__THE DATA__
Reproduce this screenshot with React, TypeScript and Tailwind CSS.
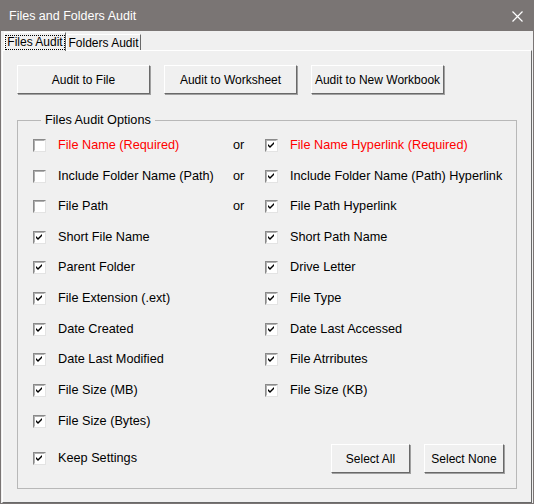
* * *
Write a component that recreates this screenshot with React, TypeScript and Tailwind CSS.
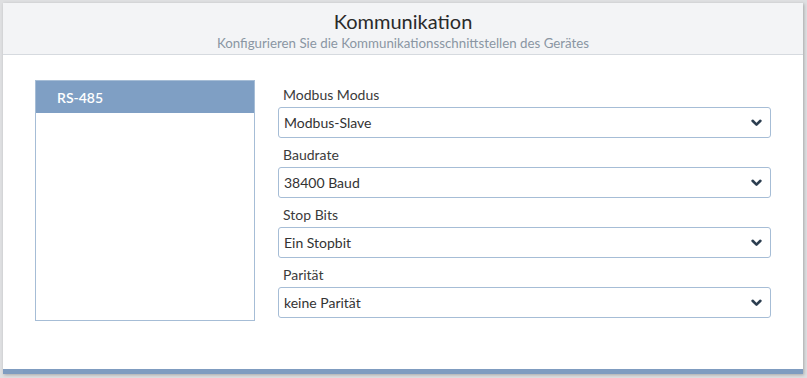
--
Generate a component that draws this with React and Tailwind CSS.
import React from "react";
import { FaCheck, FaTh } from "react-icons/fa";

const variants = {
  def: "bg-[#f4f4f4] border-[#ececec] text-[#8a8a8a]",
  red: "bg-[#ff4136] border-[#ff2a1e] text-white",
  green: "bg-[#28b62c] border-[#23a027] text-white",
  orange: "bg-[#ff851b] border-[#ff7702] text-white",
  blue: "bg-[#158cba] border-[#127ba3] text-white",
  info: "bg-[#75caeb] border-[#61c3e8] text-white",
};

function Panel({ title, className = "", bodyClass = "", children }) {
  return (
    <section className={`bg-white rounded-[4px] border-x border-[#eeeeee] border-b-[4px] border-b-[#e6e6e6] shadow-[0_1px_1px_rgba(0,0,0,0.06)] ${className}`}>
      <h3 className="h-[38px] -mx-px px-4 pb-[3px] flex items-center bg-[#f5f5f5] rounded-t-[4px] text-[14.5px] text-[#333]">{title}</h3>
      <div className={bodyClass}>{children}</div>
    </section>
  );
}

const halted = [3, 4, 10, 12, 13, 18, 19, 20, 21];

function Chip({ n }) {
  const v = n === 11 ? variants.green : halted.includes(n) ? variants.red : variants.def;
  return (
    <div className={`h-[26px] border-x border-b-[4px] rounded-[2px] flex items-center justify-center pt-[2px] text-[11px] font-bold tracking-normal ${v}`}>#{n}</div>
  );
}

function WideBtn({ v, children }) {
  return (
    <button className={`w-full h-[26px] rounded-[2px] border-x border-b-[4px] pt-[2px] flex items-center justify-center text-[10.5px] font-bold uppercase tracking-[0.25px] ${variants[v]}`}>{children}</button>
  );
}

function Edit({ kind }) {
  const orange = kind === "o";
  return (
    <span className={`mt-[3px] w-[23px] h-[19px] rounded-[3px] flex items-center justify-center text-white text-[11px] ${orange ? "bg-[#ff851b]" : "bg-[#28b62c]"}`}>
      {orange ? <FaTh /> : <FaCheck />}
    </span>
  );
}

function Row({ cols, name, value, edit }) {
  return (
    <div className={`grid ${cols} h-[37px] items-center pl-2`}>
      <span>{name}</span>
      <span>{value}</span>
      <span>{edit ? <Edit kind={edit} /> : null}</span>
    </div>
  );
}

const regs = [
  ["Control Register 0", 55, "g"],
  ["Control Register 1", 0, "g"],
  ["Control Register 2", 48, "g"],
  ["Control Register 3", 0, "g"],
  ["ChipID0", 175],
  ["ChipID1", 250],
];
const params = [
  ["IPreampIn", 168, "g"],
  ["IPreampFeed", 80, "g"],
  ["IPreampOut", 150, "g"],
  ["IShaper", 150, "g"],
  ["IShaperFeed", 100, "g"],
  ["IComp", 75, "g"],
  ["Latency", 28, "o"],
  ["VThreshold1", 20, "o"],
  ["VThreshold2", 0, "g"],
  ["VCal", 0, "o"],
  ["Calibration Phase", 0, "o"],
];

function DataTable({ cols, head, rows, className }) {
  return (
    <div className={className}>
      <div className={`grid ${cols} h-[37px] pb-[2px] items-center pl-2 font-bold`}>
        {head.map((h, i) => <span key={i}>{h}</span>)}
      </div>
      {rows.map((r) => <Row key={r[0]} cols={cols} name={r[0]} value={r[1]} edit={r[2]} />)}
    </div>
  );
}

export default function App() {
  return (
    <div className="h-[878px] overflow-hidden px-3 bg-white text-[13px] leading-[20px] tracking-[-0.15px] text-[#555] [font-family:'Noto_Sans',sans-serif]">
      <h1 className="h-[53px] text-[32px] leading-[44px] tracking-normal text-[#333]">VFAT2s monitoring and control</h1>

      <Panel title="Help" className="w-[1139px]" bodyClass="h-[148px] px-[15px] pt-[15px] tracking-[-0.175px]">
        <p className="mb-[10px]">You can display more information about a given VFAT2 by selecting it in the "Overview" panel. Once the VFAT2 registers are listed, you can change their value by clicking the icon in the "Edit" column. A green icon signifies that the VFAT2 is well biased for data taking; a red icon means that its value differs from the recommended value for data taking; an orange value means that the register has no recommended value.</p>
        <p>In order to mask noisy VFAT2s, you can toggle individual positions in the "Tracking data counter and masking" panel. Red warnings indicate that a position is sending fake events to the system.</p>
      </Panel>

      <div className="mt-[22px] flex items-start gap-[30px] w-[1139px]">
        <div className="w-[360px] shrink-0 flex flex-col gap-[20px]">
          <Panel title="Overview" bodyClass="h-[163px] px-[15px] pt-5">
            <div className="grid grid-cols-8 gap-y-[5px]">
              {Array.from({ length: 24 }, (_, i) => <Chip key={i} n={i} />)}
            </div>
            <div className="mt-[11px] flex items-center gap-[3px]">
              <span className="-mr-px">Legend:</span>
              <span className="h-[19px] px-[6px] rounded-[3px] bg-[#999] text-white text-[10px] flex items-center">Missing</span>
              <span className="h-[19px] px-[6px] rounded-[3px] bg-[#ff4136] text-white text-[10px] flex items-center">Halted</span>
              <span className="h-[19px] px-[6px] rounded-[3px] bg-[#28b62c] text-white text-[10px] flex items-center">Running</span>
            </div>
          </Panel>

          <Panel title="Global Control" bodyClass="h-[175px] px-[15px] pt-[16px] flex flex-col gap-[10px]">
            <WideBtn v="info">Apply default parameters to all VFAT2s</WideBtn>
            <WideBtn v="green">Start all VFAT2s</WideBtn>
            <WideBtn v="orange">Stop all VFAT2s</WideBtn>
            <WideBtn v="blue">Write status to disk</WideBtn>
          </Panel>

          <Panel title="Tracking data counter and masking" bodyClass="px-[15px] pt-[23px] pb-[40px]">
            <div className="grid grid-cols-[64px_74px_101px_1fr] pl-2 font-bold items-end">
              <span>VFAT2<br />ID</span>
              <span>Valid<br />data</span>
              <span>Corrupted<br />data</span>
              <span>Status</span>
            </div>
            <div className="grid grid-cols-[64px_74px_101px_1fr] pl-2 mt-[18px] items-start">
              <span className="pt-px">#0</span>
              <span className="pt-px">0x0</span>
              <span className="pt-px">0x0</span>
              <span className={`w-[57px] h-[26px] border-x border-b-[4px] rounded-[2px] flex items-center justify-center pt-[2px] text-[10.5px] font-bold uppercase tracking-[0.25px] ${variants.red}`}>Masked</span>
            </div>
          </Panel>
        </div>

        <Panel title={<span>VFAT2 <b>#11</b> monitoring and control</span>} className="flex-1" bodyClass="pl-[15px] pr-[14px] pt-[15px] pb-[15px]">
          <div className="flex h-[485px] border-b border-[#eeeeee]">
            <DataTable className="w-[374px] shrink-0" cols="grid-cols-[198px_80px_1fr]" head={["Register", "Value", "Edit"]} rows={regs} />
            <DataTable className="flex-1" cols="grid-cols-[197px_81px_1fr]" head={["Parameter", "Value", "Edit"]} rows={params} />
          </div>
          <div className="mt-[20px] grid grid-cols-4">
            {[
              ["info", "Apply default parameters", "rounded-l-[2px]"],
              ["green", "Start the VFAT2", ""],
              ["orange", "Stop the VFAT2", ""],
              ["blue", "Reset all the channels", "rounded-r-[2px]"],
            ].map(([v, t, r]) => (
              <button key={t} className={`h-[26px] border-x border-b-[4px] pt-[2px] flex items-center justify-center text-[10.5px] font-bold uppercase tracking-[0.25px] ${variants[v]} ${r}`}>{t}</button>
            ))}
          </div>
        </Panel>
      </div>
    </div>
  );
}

__EXERCISE REQUIREMENTS__
Pull every line containing "with" from the data.

__EXPECTED ANSWER__
Reproduce this screenshot with React, TypeScript and Tailwind CSS.
Write a component that recreates this screenshot with React, TypeScript and Tailwind CSS.
Generate a component that draws this with React and Tailwind CSS.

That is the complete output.